#### Input data

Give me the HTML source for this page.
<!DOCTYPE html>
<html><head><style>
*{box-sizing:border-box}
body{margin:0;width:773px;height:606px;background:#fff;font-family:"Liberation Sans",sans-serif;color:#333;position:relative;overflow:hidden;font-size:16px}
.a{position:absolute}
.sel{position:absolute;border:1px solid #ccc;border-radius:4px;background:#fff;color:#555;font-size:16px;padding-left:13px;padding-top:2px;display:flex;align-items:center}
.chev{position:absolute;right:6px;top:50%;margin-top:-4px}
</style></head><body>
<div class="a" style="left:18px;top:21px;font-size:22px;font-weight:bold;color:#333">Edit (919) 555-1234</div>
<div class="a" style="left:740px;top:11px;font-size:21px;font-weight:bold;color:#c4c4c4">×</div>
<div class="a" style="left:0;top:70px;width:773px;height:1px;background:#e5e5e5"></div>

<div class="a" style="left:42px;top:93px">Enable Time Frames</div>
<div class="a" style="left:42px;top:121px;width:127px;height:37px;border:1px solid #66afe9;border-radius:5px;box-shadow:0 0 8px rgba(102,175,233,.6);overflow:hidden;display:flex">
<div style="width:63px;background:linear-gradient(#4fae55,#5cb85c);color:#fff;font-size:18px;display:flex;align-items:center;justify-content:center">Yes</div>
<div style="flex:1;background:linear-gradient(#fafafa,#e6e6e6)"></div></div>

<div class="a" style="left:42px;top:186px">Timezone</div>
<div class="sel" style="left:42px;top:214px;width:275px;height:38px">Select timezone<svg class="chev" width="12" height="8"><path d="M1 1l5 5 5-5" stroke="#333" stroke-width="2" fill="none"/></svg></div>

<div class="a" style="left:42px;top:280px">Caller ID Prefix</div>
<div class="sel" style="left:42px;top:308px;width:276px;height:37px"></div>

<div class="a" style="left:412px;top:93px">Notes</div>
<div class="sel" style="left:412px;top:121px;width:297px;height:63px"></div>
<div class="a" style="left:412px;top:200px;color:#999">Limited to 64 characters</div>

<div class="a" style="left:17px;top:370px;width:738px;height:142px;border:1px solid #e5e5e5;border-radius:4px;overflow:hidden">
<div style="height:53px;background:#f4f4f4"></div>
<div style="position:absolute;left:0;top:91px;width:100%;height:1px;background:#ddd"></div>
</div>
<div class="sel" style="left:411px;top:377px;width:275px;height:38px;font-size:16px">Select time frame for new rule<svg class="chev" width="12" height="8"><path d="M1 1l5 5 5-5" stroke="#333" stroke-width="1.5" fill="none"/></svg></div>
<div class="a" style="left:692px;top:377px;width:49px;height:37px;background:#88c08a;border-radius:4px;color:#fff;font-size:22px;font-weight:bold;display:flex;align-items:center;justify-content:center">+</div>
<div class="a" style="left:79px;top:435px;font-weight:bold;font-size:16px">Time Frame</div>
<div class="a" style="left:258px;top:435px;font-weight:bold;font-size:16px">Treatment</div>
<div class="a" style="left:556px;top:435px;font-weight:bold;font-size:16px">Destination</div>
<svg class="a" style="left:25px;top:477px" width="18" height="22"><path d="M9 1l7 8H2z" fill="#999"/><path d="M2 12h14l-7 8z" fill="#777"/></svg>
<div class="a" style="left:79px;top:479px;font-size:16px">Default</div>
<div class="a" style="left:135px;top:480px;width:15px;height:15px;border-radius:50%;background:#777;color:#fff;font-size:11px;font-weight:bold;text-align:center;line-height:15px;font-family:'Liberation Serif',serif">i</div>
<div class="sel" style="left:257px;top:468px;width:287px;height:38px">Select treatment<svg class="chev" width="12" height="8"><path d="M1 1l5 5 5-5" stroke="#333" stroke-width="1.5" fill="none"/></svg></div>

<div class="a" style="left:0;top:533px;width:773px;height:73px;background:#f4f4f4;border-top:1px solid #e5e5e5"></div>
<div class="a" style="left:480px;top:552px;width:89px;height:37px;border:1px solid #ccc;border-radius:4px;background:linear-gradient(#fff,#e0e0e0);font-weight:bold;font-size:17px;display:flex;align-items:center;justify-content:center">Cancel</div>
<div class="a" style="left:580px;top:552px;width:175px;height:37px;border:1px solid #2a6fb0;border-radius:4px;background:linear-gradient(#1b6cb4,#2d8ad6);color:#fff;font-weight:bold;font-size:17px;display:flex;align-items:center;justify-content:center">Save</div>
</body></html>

########
#### Input data

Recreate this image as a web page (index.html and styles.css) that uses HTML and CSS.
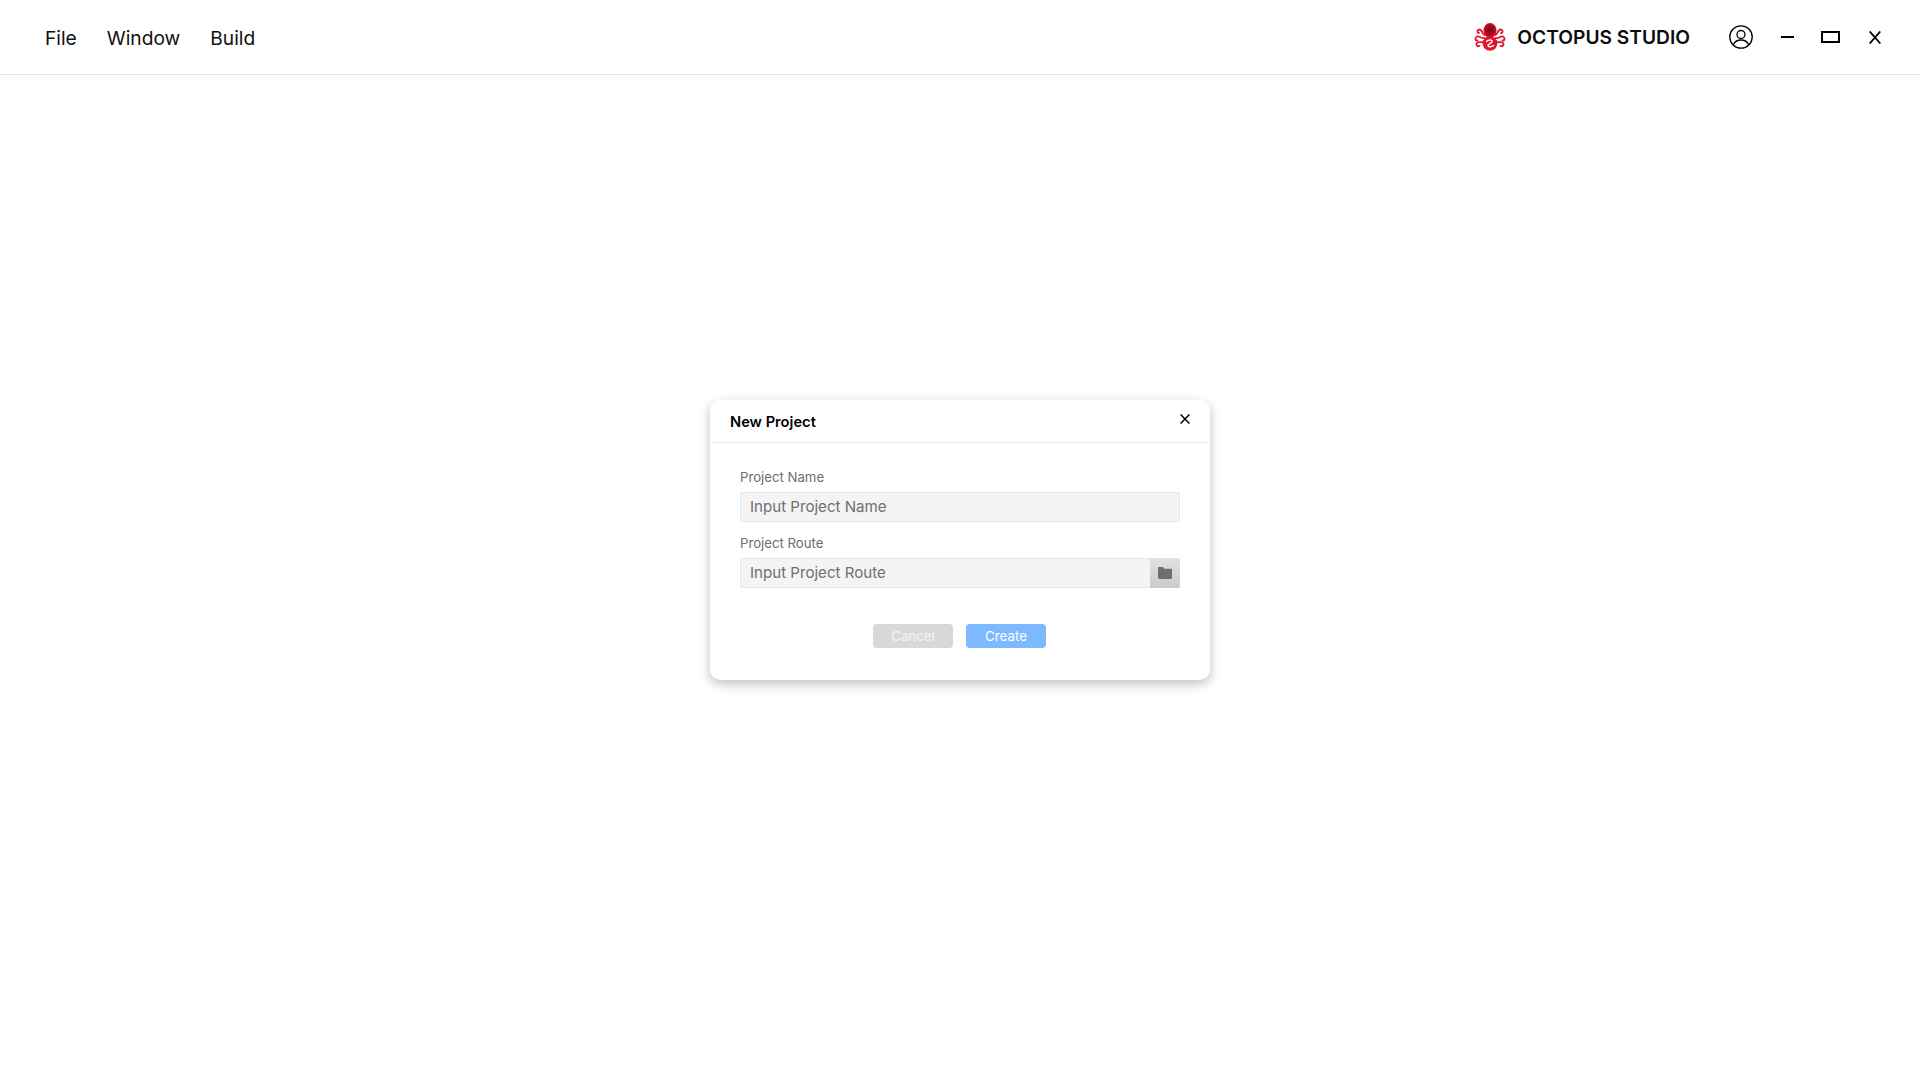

########

[Challenge]
Nothing beyond the required lines should be retyped: start with the line that contains "Give me the HTML source for this page." and finish with the line that contains "to 64 characters</div>".

[Finished answer]
Give me the HTML source for this page.
<!DOCTYPE html>
<html><head><style>
*{box-sizing:border-box}
body{margin:0;width:773px;height:606px;background:#fff;font-family:"Liberation Sans",sans-serif;color:#333;position:relative;overflow:hidden;font-size:16px}
.a{position:absolute}
.sel{position:absolute;border:1px solid #ccc;border-radius:4px;background:#fff;color:#555;font-size:16px;padding-left:13px;padding-top:2px;display:flex;align-items:center}
.chev{position:absolute;right:6px;top:50%;margin-top:-4px}
</style></head><body>
<div class="a" style="left:18px;top:21px;font-size:22px;font-weight:bold;color:#333">Edit (919) 555-1234</div>
<div class="a" style="left:740px;top:11px;font-size:21px;font-weight:bold;color:#c4c4c4">×</div>
<div class="a" style="left:0;top:70px;width:773px;height:1px;background:#e5e5e5"></div>

<div class="a" style="left:42px;top:93px">Enable Time Frames</div>
<div class="a" style="left:42px;top:121px;width:127px;height:37px;border:1px solid #66afe9;border-radius:5px;box-shadow:0 0 8px rgba(102,175,233,.6);overflow:hidden;display:flex">
<div style="width:63px;background:linear-gradient(#4fae55,#5cb85c);color:#fff;font-size:18px;display:flex;align-items:center;justify-content:center">Yes</div>
<div style="flex:1;background:linear-gradient(#fafafa,#e6e6e6)"></div></div>

<div class="a" style="left:42px;top:186px">Timezone</div>
<div class="sel" style="left:42px;top:214px;width:275px;height:38px">Select timezone<svg class="chev" width="12" height="8"><path d="M1 1l5 5 5-5" stroke="#333" stroke-width="2" fill="none"/></svg></div>

<div class="a" style="left:42px;top:280px">Caller ID Prefix</div>
<div class="sel" style="left:42px;top:308px;width:276px;height:37px"></div>

<div class="a" style="left:412px;top:93px">Notes</div>
<div class="sel" style="left:412px;top:121px;width:297px;height:63px"></div>
<div class="a" style="left:412px;top:200px;color:#999">Limited to 64 characters</div>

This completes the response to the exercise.